Prezesem Generalnej Dyrekcji Dróg Krajowych i Autostrad zostanie Lech Witecki.
Zdaniem drogowców, za gigantyczny program budowy dróg będzie teraz odpowiadać człowiek bez doświadczenia w branży. Nowy szef państwowego urzędu, który odpowiada za rządowy program budowy dróg za 121 mld zł, dróg jeszcze nie budował. Od 1998 do 2007 r. Lech Witecki był urzędnikiem NIK, pod koniec odpowiadał za kontrolę prawidłowości wydawania funduszy z UE. Przez ostatnie miesiące kierował fundacją Fundusz Współpracy obsługującą zagraniczne środki pomocowe - czytamy w "Gazecie Wyborczej".

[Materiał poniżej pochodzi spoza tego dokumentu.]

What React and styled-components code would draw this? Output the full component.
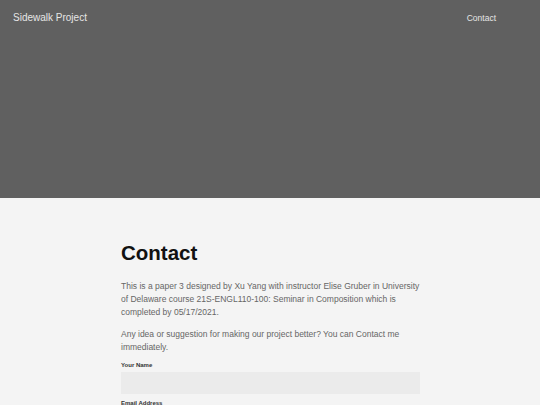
import styled, { createGlobalStyle } from 'styled-components';

const GlobalStyle = createGlobalStyle`
  html, body {
    margin: 0;
    padding: 0;
    background: #f4f4f4;
    font-family: "Liberation Sans", Arial, sans-serif;
  }
  * { box-sizing: border-box; }
`;

const Hero = styled.header`
  height: 198px;
  background: #606060;
  display: flex;
  flex-direction: column;
`;

const Nav = styled.nav`
  display: flex;
  justify-content: space-between;
  align-items: center;
  padding: 12px 44px 0 13px;
`;

const Brand = styled.a`
  color: #e6e6e6;
  font-size: 10px;
  line-height: 12px;
  text-decoration: none;
`;

const NavLink = styled.a`
  color: #e6e6e6;
  font-size: 8.5px;
  line-height: 12px;
  text-decoration: none;
`;

const Main = styled.main`
  width: 300px;
  margin: 0 auto;
  padding: 43px 0 0 1px;
`;

const Title = styled.h1`
  margin: 0 0 15px;
  font-size: 20.5px;
  line-height: 24px;
  font-weight: 700;
  color: #111;
`;

const Intro = styled.div`
  display: flex;
  flex-direction: column;
  gap: 10px;
  margin-bottom: 8px;
`;

const Text = styled.p`
  margin: 0;
  font-size: 8.5px;
  line-height: 12.8px;
  color: #666;
`;

const Form = styled.form`
  display: flex;
  flex-direction: column;
`;

const Field = styled.div`
  display: flex;
  flex-direction: column;
  margin-bottom: 6px;
`;

const Label = styled.label`
  font-size: 6px;
  line-height: 7.2px;
  font-weight: 700;
  color: #333;
  margin-bottom: 3px;
`;

const Input = styled.input`
  height: 22px;
  border: none;
  background: #ebebeb;
  padding: 0 6px;
  font-size: 8px;
  font-family: inherit;
  outline: none;
`;

export default function App() {
  return (
    <>
      <GlobalStyle />
      <Hero>
        <Nav>
          <Brand href="#">Sidewalk Project</Brand>
          <NavLink href="#">Contact</NavLink>
        </Nav>
      </Hero>
      <Main>
        <Title>Contact</Title>
        <Intro>
          <Text>
            This is a paper 3 designed by Xu Yang with instructor Elise Gruber in University
            of Delaware course 21S-ENGL110-100: Seminar in Composition which is
            completed by 05/17/2021.
          </Text>
          <Text>
            Any idea or suggestion for making our project better? You can Contact me
            immediately.
          </Text>
        </Intro>
        <Form>
          <Field>
            <Label>Your Name</Label>
            <Input type="text" />
          </Field>
          <Field>
            <Label>Email Address</Label>
            <Input type="email" />
          </Field>
        </Form>
      </Main>
    </>
  );
}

Witecki jest kompletną zagadką dla drogowców. - Nie komentuję tej nominacji - powiedział
"GW" Andrzej Urbanik, szef Agencji Budowy i Eksploatacji Autostrad za rządów AWS.
Minister transportu za rządów PiS Jerzy Polaczek: - Trudno komentować nominację osoby, która dotąd nie wykazała się żadnymi praktycznymi doświadczeniami menedżerskimi przy budowie dróg.
- Witecki kilka lat temu był w NIK wicedyrektorem departamentu infrastruktury, ale od tego czasu w drogownictwie i GDDKiA wiele się zmieniło. To osoba nieznana w środowisku i dlatego trudno już teraz uczciwie ocenić, czy to dobra nominacja - stwierdził w dzienniku Zbigniew Kotlarek, szef GDDKiA do stycznia tego roku.
Krytyki nie kryje Wojciech Malusi, prezes Ogólnopolskiej Izby Gospodarczej Drogownictwa. - Osoba spoza środowiska, nawet najzdolniejsza, będzie potrzebować miesięcy, aby zapoznać się z problemami drogownictwa i projektami Dyrekcji - ocenił Malusi.